[ExI] How could you ever support an AGI?
Richard Loosemore
rpwl at lightlink.com
Thu Mar 6 21:51:51 UTC 2008
Jeff Davis wrote:
> On Wed, Mar 5, 2008 at 9:27 PM, Lee Corbin <lcorbin at rawbw.com> wrote:
>
>> How can you "conclude" what a General Artificial Intelligence
>> (AGI) will think about humanity? But the danger that Robert
>> Bradbury, who started this thread, sees is that once it's at
>> human level intelligence, it will quickly go beyond, and
>> be utterly unpredictable. If it is a lot smarter than we are,
>> there is no telling what it might think.
>>
>> It could be singularly selfish.
>> It could just go crazy and "tile the world with paperclips".
>> It could be transcendentally idealistic and want to greatly
>> further intelligence in the universe and, oh, wipe out the pesky
>> insignificant bacteria (us) that it happened to evolve from
>> It could (with luck) be programmed (somehow) or evolved
>> (somehow) to respect our laws, private property, and so on.

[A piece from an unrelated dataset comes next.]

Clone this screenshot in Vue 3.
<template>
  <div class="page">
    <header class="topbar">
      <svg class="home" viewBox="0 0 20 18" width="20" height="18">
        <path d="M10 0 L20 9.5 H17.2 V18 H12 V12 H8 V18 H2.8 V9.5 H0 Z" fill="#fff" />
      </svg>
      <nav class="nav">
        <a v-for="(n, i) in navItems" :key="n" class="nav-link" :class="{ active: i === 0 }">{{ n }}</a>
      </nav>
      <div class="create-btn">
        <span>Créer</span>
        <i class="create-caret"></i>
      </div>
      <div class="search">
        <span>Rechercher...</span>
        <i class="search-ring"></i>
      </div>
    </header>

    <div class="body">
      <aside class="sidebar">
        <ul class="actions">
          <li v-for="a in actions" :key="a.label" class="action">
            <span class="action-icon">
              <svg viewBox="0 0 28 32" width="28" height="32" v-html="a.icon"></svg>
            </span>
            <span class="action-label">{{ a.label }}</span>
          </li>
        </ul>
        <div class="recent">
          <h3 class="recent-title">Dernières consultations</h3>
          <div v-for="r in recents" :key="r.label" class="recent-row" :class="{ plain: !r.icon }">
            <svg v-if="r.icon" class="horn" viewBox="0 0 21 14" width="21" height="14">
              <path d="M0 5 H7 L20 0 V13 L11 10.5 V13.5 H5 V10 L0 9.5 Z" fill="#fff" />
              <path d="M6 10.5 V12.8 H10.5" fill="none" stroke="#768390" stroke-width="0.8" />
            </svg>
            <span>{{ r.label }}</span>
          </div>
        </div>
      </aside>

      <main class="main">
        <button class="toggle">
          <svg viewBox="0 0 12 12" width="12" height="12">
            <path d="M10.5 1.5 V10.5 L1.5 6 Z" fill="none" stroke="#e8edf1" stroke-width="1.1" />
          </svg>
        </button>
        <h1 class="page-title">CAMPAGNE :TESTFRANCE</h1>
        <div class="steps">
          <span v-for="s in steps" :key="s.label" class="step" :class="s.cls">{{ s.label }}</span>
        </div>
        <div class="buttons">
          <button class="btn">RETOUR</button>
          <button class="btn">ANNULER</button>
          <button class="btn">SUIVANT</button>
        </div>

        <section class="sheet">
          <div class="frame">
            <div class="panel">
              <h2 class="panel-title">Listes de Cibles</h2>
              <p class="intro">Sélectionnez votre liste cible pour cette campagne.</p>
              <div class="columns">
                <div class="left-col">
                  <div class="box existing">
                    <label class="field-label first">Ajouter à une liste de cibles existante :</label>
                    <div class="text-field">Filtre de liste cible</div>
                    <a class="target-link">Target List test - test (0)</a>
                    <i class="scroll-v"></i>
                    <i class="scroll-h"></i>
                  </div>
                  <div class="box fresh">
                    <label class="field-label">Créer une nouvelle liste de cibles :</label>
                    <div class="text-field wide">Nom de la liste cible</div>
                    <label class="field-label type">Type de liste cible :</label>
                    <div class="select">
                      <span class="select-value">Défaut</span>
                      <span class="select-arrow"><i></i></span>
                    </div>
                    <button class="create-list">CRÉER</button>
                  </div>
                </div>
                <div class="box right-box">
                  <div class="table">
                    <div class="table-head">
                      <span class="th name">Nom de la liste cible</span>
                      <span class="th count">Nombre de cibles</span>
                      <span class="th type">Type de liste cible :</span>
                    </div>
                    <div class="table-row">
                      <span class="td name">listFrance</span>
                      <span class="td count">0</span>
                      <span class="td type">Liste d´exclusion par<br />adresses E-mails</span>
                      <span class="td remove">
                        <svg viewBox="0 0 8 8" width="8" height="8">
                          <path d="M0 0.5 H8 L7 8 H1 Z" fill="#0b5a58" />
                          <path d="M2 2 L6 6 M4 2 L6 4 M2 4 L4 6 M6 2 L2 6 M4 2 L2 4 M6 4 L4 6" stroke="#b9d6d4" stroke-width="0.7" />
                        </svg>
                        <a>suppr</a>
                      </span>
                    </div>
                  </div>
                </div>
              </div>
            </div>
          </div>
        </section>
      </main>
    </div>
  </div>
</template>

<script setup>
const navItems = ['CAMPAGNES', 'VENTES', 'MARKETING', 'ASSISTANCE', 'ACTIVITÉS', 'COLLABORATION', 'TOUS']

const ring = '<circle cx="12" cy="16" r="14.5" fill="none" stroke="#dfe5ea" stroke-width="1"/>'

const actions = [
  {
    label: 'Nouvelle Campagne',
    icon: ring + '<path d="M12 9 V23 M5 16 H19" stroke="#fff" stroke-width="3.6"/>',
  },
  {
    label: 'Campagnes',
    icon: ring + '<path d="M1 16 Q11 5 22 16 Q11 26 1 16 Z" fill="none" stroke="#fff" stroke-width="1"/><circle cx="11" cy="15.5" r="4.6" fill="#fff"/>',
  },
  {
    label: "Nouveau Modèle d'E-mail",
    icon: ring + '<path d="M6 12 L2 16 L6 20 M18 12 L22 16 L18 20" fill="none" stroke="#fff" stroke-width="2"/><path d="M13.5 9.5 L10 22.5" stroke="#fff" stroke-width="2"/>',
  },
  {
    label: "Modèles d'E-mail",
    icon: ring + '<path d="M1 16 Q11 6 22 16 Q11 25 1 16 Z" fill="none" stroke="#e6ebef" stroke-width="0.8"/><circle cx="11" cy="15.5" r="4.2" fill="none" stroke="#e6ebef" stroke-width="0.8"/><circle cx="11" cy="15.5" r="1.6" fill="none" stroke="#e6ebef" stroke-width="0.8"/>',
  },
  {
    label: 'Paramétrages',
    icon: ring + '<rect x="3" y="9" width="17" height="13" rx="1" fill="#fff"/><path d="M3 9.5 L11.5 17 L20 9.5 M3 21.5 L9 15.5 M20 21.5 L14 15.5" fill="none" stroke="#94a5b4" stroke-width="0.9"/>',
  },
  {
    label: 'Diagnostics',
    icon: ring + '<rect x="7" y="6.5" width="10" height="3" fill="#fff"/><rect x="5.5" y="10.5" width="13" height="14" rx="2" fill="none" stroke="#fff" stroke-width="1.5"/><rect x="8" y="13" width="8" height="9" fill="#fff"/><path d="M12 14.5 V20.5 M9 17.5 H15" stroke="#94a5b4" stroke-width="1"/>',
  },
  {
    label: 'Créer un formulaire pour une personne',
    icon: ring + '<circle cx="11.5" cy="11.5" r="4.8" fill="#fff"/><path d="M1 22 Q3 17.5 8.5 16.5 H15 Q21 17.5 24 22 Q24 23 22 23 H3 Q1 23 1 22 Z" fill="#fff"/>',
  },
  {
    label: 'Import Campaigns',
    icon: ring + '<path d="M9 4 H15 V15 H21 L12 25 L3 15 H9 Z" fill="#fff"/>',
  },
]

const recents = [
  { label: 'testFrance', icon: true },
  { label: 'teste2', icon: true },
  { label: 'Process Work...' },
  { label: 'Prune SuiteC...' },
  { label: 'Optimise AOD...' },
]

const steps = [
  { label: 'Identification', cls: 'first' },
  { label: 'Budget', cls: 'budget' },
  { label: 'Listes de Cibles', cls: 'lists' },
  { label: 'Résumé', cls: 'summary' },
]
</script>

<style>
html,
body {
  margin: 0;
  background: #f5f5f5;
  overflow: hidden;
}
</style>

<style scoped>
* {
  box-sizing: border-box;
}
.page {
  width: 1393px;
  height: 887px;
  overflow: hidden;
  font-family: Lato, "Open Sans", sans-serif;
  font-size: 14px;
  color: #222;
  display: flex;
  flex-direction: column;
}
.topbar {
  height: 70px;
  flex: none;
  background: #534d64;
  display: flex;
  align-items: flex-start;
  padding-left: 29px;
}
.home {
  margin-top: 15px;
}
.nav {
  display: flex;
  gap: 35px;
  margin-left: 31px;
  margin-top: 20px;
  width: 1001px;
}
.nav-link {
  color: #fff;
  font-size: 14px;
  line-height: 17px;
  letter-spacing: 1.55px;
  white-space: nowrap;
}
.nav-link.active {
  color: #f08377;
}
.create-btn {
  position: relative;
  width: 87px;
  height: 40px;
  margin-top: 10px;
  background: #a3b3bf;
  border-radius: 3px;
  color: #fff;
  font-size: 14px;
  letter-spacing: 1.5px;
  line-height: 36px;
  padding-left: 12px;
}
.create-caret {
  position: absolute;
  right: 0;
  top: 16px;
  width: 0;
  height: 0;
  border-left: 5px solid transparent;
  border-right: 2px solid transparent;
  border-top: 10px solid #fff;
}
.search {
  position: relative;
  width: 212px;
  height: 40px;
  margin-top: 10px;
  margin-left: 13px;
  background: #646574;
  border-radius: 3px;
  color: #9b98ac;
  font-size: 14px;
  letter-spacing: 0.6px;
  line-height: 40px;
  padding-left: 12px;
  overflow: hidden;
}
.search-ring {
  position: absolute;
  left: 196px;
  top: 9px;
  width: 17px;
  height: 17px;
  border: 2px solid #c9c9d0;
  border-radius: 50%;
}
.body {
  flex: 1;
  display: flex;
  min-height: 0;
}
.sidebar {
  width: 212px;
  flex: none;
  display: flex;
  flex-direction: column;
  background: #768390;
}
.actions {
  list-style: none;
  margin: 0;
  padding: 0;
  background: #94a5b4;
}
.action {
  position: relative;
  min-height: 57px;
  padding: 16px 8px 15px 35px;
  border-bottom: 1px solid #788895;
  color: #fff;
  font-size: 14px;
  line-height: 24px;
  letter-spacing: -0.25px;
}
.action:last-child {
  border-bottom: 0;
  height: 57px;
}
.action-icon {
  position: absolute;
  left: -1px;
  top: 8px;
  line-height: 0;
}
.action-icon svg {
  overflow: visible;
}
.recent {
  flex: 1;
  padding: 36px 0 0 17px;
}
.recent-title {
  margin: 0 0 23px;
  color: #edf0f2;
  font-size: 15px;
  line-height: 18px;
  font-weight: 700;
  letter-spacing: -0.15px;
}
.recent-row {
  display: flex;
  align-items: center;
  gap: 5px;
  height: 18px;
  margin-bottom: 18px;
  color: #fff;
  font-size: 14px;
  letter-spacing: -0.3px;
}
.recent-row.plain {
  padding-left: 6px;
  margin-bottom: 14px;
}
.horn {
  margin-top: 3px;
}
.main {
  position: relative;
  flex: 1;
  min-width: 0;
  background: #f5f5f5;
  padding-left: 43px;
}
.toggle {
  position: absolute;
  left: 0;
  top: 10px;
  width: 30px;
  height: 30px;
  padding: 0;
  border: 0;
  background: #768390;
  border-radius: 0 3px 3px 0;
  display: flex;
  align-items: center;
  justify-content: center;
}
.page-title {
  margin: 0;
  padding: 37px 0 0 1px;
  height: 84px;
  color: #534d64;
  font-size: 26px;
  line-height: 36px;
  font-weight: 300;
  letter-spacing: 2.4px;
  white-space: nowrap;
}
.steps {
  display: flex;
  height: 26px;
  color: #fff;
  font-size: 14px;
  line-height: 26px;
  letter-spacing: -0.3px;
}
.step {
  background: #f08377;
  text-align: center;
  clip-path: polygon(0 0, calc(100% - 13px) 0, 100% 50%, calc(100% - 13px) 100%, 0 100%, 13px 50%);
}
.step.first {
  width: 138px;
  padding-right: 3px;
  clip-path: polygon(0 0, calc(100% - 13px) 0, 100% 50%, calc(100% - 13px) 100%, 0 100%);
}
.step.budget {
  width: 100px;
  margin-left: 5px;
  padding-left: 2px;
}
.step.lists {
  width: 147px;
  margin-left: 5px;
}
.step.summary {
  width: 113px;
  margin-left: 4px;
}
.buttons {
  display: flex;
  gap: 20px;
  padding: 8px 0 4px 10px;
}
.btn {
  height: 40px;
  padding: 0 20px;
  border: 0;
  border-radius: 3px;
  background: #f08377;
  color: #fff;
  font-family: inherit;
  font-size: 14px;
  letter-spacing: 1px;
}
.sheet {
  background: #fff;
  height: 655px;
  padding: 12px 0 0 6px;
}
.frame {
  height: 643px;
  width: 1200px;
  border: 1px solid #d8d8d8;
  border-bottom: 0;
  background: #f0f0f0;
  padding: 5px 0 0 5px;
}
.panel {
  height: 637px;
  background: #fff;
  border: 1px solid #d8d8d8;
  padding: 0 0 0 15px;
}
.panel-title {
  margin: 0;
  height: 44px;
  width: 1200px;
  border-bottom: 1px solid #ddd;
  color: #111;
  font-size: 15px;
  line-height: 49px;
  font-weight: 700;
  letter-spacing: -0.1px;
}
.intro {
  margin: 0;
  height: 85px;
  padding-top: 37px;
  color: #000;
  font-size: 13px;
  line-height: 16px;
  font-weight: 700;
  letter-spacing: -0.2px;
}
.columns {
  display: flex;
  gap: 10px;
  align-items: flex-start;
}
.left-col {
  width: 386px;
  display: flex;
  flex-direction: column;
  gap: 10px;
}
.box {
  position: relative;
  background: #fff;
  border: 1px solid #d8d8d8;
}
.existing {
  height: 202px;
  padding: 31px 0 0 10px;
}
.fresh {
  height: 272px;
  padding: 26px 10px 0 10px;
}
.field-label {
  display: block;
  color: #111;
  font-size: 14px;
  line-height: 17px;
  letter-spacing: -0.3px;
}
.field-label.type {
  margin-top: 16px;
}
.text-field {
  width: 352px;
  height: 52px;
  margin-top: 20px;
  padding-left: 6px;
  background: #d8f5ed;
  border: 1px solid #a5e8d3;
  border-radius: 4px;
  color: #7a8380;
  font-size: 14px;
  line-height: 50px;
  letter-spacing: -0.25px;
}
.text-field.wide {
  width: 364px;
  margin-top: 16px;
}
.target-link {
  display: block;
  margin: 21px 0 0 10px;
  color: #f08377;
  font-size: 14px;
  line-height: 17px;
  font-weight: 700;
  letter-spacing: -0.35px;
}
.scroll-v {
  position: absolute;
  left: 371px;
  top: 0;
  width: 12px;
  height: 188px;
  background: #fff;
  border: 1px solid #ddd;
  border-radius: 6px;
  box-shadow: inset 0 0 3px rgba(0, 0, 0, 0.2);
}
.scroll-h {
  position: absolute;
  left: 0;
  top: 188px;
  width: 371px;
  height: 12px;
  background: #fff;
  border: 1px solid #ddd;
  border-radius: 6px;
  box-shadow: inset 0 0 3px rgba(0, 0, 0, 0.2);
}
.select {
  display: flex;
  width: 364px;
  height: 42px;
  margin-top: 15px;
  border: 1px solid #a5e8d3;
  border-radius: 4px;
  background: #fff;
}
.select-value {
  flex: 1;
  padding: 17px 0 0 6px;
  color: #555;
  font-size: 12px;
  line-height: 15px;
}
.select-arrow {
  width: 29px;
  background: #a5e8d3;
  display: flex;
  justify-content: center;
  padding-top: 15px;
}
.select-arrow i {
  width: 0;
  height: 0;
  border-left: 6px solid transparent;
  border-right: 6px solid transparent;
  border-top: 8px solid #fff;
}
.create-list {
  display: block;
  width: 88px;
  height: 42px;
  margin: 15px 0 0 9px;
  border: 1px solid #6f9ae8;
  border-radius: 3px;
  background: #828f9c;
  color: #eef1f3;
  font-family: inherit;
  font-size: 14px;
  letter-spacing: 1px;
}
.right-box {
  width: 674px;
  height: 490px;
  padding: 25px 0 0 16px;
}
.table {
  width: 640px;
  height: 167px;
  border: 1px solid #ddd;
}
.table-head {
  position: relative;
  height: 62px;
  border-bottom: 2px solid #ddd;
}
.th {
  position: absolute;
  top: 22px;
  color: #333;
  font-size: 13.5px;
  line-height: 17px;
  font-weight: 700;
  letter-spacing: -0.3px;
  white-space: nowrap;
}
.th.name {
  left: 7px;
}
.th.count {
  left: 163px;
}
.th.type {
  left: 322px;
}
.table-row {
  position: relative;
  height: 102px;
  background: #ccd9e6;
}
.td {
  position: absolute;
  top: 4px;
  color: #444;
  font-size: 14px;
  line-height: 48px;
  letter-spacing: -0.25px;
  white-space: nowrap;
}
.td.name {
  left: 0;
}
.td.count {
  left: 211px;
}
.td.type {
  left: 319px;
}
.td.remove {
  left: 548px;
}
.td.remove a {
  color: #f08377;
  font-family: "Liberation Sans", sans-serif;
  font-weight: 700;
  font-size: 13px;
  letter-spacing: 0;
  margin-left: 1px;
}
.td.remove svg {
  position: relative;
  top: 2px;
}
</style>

>> As soon as it's able to change its own code, it will be literally
>> unpredictable.
>
> I agree with all of this, Lee. This is a very mature thread -- been
> discussed often before. We're familiar with the soft takeoff and the
> hard takeoff, the rapid self-optimization of the beastie in charge of
> its own code, and he consequent very very (though difficult to put a
> number to) rapid progression to "transcendent' being and singularity.
> I recognize that this implies so vast a degree of "superiority"
> relative to our pitifully primitive form of intelligence that the
> relationship is often compared to the humans-to-bacteria relationship.
This line of argument makes the following assumption:
*** Any AGI sufficiently intelligent to be a threat would start off
in such a state that its drive system (its motivations or goals, to
speak loosely) would either be unknowable by us, or deliberately
programmed to be malicious, or so unstable that they would quickly
deviate from heir initial set.
This assumption is massively dependant on the actual design of the AGI
itself. Nobody can state that an AGI would behave in this or that way
without being very specific about the design of the AGI they are talking
about.
The problem is that many people assume a design for the AGI's motivation
system that is theoretically untenable. To be blunt, it just won't
work. There are a variety of reasons why it won't work, but regardless
of what those reasons actually are, the subject of any discussion of
what an AGI "would" do has to be a discussion of its motivation-system
design.
By contrast, most discussions I have seen are driven by wild,
unsupported assertions about what an AGI would do! Either that, or they
contain assertions about ideas that are supposed to be real threats (see
the list above) which are actually trivially easy to avoid or deeply
unlikely.
I think you would agree that it does not matter how many times the
thread has been discussed, if all that has been said is built on
assumptions that have to be thrown out.